### Given entries ###
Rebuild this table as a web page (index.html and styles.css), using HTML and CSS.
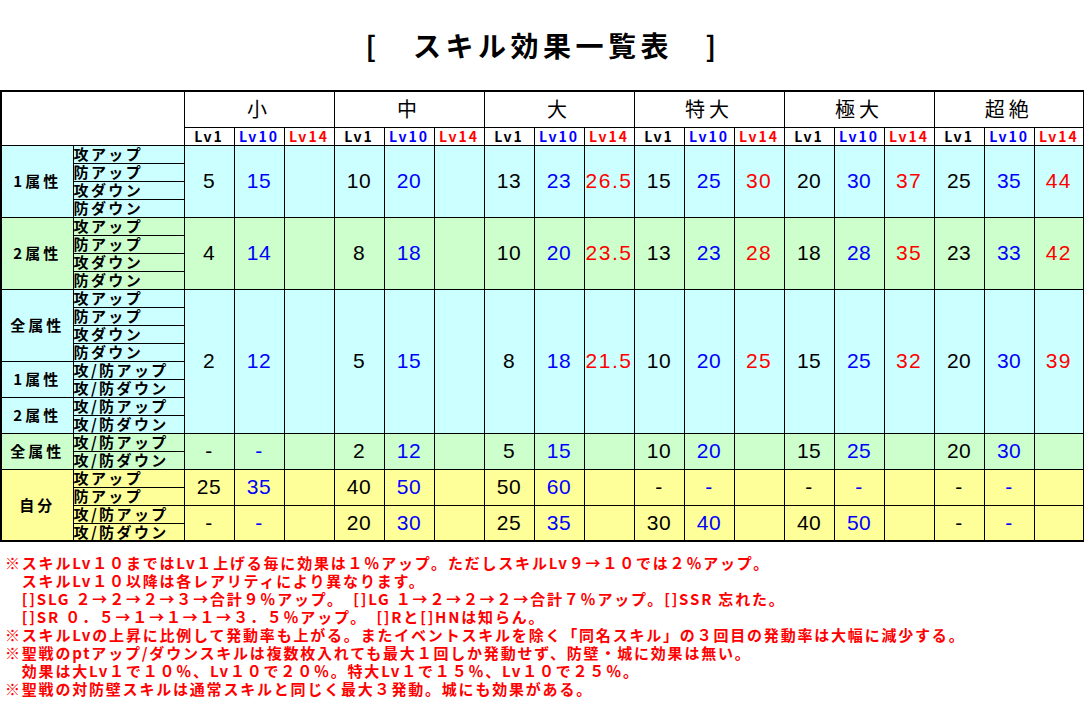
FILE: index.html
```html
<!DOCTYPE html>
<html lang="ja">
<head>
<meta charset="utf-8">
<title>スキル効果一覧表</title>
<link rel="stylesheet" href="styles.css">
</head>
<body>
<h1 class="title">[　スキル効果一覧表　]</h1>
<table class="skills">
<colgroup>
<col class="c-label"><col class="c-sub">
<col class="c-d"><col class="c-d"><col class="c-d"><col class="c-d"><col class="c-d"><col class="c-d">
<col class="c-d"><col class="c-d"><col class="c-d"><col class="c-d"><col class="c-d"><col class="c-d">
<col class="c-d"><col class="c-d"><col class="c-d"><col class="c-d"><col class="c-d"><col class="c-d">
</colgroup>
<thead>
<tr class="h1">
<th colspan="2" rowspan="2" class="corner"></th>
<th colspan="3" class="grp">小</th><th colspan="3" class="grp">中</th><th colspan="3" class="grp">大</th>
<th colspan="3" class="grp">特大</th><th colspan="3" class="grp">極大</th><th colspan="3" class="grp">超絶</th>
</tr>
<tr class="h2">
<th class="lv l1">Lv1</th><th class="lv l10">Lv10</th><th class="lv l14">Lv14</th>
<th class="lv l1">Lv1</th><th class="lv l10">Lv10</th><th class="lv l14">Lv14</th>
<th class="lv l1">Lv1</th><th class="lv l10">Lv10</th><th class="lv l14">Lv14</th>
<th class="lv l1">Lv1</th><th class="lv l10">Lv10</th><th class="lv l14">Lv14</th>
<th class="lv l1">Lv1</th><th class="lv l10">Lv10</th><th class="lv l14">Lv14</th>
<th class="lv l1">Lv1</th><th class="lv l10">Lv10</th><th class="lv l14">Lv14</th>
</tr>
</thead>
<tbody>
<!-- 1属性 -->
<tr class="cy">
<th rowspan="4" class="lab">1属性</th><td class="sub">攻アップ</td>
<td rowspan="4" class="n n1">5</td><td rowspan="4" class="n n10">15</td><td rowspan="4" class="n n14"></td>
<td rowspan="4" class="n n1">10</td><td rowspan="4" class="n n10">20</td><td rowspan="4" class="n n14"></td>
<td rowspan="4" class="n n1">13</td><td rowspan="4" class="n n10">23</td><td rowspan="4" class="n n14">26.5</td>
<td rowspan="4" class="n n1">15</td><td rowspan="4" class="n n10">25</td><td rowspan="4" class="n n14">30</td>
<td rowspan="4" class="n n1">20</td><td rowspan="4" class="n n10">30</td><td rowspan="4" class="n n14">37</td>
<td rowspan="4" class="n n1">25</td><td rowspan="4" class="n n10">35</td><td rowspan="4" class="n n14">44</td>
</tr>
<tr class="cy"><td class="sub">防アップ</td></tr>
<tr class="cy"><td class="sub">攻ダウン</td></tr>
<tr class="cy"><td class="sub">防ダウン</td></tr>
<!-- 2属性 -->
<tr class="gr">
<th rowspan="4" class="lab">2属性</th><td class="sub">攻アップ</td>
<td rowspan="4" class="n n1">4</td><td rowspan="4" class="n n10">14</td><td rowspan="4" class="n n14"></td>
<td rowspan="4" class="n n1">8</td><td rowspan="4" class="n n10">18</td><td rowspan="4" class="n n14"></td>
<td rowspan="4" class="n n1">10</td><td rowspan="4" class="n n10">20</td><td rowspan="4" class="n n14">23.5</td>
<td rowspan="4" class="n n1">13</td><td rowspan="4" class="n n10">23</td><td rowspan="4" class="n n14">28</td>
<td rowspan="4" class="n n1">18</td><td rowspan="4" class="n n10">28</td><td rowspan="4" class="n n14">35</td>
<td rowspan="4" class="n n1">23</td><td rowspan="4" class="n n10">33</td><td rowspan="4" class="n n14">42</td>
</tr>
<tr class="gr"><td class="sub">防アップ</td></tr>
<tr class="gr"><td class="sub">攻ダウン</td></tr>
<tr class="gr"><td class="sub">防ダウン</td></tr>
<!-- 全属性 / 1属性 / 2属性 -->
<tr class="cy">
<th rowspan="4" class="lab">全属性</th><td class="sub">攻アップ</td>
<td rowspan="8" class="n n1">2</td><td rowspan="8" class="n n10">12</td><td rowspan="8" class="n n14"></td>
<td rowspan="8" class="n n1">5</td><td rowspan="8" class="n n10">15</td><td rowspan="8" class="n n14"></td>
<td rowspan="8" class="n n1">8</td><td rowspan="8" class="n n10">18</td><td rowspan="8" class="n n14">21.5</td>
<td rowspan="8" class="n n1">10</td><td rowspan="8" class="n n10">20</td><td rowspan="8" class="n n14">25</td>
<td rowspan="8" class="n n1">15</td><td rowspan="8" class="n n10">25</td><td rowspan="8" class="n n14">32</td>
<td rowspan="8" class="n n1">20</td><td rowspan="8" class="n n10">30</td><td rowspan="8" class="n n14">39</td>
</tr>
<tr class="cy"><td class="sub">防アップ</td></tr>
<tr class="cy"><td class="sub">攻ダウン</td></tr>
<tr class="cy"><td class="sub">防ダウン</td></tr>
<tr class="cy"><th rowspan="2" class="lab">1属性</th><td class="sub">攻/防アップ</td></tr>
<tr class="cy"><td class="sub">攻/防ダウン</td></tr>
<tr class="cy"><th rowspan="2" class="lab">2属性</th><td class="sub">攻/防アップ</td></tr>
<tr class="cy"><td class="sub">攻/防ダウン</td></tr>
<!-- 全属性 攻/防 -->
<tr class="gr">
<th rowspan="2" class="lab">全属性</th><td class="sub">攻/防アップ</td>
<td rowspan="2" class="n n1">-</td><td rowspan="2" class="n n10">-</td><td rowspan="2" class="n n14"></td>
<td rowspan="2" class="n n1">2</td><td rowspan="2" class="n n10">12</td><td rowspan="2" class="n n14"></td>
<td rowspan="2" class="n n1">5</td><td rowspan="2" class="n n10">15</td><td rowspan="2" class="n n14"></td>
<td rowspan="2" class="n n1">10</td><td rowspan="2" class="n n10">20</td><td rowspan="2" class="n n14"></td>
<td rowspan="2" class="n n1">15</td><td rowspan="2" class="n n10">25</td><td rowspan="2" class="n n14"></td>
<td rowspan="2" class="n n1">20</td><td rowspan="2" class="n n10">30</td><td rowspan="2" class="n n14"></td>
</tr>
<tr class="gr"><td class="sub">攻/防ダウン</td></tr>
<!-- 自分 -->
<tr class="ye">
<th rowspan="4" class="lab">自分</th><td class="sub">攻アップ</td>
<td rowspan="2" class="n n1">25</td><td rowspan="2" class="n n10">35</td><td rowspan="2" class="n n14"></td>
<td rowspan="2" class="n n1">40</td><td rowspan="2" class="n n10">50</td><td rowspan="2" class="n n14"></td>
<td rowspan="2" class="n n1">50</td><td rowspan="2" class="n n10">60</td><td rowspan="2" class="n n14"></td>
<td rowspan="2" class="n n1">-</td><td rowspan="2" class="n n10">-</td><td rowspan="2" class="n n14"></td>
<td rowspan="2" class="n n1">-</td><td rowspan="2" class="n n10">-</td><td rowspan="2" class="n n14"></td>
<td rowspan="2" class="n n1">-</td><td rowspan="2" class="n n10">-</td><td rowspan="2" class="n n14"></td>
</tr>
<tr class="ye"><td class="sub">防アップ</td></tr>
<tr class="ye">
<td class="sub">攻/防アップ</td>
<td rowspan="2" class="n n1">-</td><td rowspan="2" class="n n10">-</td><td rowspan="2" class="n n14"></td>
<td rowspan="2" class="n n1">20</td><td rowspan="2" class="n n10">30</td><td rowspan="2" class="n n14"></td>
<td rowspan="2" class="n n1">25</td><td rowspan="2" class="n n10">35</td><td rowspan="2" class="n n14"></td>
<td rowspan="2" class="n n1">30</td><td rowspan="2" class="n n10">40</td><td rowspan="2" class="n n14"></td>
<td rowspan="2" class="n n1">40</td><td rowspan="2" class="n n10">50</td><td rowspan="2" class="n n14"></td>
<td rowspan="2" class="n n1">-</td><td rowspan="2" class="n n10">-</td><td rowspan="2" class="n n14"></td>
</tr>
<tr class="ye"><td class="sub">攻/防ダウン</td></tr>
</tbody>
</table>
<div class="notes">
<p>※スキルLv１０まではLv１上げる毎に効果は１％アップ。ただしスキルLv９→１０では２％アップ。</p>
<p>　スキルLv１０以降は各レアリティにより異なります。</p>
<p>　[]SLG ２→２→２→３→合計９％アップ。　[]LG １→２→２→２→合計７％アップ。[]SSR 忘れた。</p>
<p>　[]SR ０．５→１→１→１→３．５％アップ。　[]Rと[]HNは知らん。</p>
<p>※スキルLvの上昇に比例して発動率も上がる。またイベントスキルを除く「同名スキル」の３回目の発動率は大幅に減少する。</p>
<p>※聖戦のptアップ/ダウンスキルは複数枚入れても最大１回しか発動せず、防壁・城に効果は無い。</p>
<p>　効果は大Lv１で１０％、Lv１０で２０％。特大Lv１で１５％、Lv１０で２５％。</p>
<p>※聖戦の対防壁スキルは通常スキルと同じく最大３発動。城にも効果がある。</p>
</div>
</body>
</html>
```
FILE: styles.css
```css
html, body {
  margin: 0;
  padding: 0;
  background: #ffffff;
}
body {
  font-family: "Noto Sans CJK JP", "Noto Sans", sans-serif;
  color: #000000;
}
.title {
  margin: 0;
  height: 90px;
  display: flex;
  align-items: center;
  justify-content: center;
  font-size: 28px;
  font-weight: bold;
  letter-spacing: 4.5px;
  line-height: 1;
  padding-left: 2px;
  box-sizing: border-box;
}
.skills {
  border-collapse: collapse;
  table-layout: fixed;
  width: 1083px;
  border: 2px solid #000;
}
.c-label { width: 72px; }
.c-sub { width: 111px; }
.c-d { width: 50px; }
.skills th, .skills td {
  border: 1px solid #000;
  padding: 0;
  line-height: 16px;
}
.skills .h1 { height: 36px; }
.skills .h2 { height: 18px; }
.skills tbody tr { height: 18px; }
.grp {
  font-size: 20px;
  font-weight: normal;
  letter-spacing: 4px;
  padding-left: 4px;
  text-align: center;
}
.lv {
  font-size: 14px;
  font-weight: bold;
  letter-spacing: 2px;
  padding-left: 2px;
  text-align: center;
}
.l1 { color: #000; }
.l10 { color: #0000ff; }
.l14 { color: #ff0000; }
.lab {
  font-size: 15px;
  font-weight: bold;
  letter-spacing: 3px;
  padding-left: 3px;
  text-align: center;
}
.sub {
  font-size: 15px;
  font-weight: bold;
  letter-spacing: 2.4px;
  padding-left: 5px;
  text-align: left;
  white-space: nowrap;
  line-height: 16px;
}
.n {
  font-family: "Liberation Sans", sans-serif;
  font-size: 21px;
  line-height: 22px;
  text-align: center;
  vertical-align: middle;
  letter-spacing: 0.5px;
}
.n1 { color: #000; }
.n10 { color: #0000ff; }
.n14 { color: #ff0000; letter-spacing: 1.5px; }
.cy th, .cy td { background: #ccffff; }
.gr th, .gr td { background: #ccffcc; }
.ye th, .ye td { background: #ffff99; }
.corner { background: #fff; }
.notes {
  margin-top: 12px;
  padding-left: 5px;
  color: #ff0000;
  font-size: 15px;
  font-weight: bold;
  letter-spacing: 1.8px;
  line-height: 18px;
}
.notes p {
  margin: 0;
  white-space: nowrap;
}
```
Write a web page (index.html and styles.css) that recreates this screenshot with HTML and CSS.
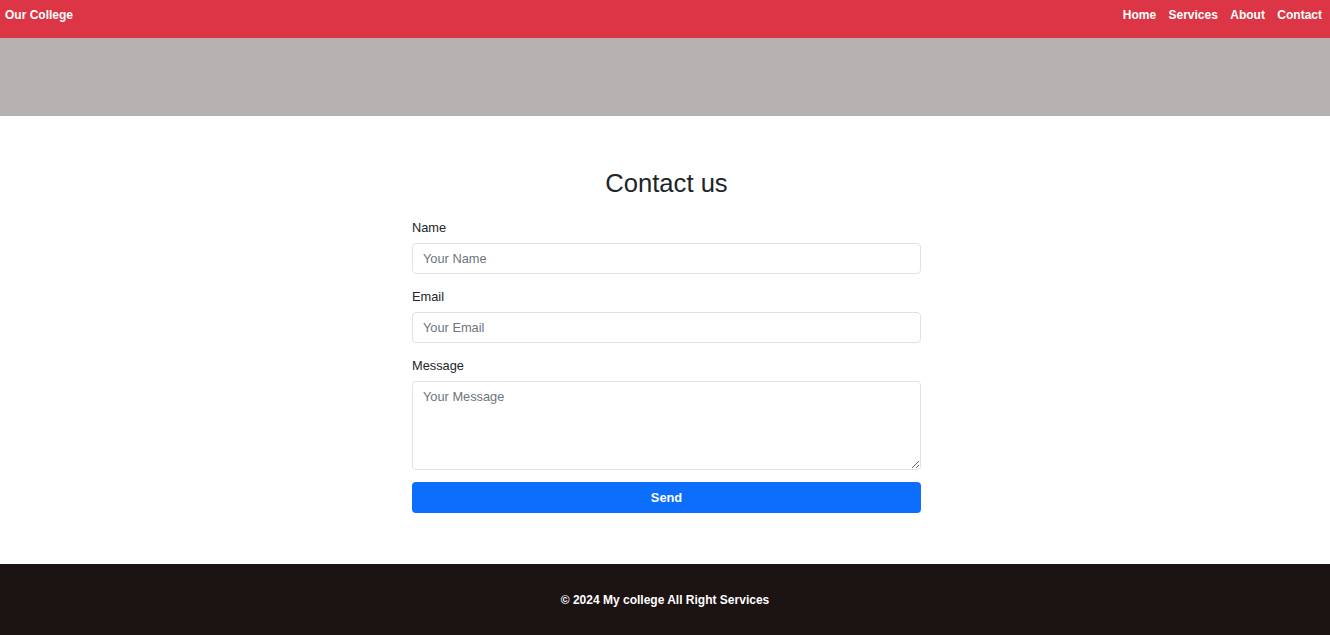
###
State only the number of lines in these entries that contain "index".

3